Task to complete
Present the data once more in exactly its original form.

Provided data
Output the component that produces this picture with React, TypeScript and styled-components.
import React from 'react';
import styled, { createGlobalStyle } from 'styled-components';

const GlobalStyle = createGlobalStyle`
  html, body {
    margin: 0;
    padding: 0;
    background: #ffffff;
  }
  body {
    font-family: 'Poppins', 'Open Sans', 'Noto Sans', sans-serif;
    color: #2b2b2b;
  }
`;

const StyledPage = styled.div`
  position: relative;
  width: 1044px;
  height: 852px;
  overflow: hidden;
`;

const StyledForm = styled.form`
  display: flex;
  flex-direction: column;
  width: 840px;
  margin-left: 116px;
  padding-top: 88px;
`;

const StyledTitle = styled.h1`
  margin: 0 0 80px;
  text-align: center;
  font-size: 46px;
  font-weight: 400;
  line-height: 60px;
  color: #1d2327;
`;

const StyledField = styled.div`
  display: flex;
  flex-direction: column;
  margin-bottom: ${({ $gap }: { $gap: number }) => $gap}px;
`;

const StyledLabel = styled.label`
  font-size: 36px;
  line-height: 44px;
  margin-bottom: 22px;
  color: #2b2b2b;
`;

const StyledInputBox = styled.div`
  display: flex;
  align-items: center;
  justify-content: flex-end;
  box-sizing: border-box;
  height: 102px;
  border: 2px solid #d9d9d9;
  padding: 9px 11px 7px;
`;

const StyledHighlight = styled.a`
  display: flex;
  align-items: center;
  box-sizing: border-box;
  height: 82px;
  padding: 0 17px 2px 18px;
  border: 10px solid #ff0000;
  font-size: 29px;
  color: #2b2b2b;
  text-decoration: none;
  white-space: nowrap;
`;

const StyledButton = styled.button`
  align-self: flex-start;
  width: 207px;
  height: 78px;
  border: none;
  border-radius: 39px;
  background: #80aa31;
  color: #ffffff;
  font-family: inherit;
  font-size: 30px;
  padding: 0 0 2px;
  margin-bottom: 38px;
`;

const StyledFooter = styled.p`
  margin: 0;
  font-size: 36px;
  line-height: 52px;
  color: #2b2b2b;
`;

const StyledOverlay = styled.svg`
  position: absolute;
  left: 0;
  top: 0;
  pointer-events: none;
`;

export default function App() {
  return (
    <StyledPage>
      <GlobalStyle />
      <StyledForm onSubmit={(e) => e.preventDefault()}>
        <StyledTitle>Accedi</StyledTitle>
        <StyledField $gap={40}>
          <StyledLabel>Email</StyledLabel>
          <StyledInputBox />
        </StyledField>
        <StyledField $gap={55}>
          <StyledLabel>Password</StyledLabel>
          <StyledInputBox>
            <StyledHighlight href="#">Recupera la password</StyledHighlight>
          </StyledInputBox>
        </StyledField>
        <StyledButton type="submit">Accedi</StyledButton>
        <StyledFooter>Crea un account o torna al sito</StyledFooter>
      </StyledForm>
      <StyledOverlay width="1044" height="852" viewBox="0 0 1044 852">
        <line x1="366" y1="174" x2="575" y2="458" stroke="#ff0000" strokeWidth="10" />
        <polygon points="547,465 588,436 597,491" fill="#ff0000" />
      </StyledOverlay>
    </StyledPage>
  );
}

Task output
Output the component that produces this picture with React, TypeScript and styled-components.
import React from 'react';
import styled, { createGlobalStyle } from 'styled-components';

const GlobalStyle = createGlobalStyle`
  html, body {
    margin: 0;
    padding: 0;
    background: #ffffff;
  }
  body {
    font-family: 'Poppins', 'Open Sans', 'Noto Sans', sans-serif;
    color: #2b2b2b;
  }
`;

const StyledPage = styled.div`
  position: relative;
  width: 1044px;
  height: 852px;
  overflow: hidden;
`;

const StyledForm = styled.form`
  display: flex;
  flex-direction: column;
  width: 840px;
  margin-left: 116px;
  padding-top: 88px;
`;

const StyledTitle = styled.h1`
  margin: 0 0 80px;
  text-align: center;
  font-size: 46px;
  font-weight: 400;
  line-height: 60px;
  color: #1d2327;
`;

const StyledField = styled.div`
  display: flex;
  flex-direction: column;
  margin-bottom: ${({ $gap }: { $gap: number }) => $gap}px;
`;

const StyledLabel = styled.label`
  font-size: 36px;
  line-height: 44px;
  margin-bottom: 22px;
  color: #2b2b2b;
`;

const StyledInputBox = styled.div`
  display: flex;
  align-items: center;
  justify-content: flex-end;
  box-sizing: border-box;
  height: 102px;
  border: 2px solid #d9d9d9;
  padding: 9px 11px 7px;
`;

const StyledHighlight = styled.a`
  display: flex;
  align-items: center;
  box-sizing: border-box;
  height: 82px;
  padding: 0 17px 2px 18px;
  border: 10px solid #ff0000;
  font-size: 29px;
  color: #2b2b2b;
  text-decoration: none;
  white-space: nowrap;
`;

const StyledButton = styled.button`
  align-self: flex-start;
  width: 207px;
  height: 78px;
  border: none;
  border-radius: 39px;
  background: #80aa31;
  color: #ffffff;
  font-family: inherit;
  font-size: 30px;
  padding: 0 0 2px;
  margin-bottom: 38px;
`;

const StyledFooter = styled.p`
  margin: 0;
  font-size: 36px;
  line-height: 52px;
  color: #2b2b2b;
`;

const StyledOverlay = styled.svg`
  position: absolute;
  left: 0;
  top: 0;
  pointer-events: none;
`;

export default function App() {
  return (
    <StyledPage>
      <GlobalStyle />
      <StyledForm onSubmit={(e) => e.preventDefault()}>
        <StyledTitle>Accedi</StyledTitle>
        <StyledField $gap={40}>
          <StyledLabel>Email</StyledLabel>
          <StyledInputBox />
        </StyledField>
        <StyledField $gap={55}>
          <StyledLabel>Password</StyledLabel>
          <StyledInputBox>
            <StyledHighlight href="#">Recupera la password</StyledHighlight>
          </StyledInputBox>
        </StyledField>
        <StyledButton type="submit">Accedi</StyledButton>
        <StyledFooter>Crea un account o torna al sito</StyledFooter>
      </StyledForm>
      <StyledOverlay width="1044" height="852" viewBox="0 0 1044 852">
        <line x1="366" y1="174" x2="575" y2="458" stroke="#ff0000" strokeWidth="10" />
        <polygon points="547,465 588,436 597,491" fill="#ff0000" />
      </StyledOverlay>
    </StyledPage>
  );
}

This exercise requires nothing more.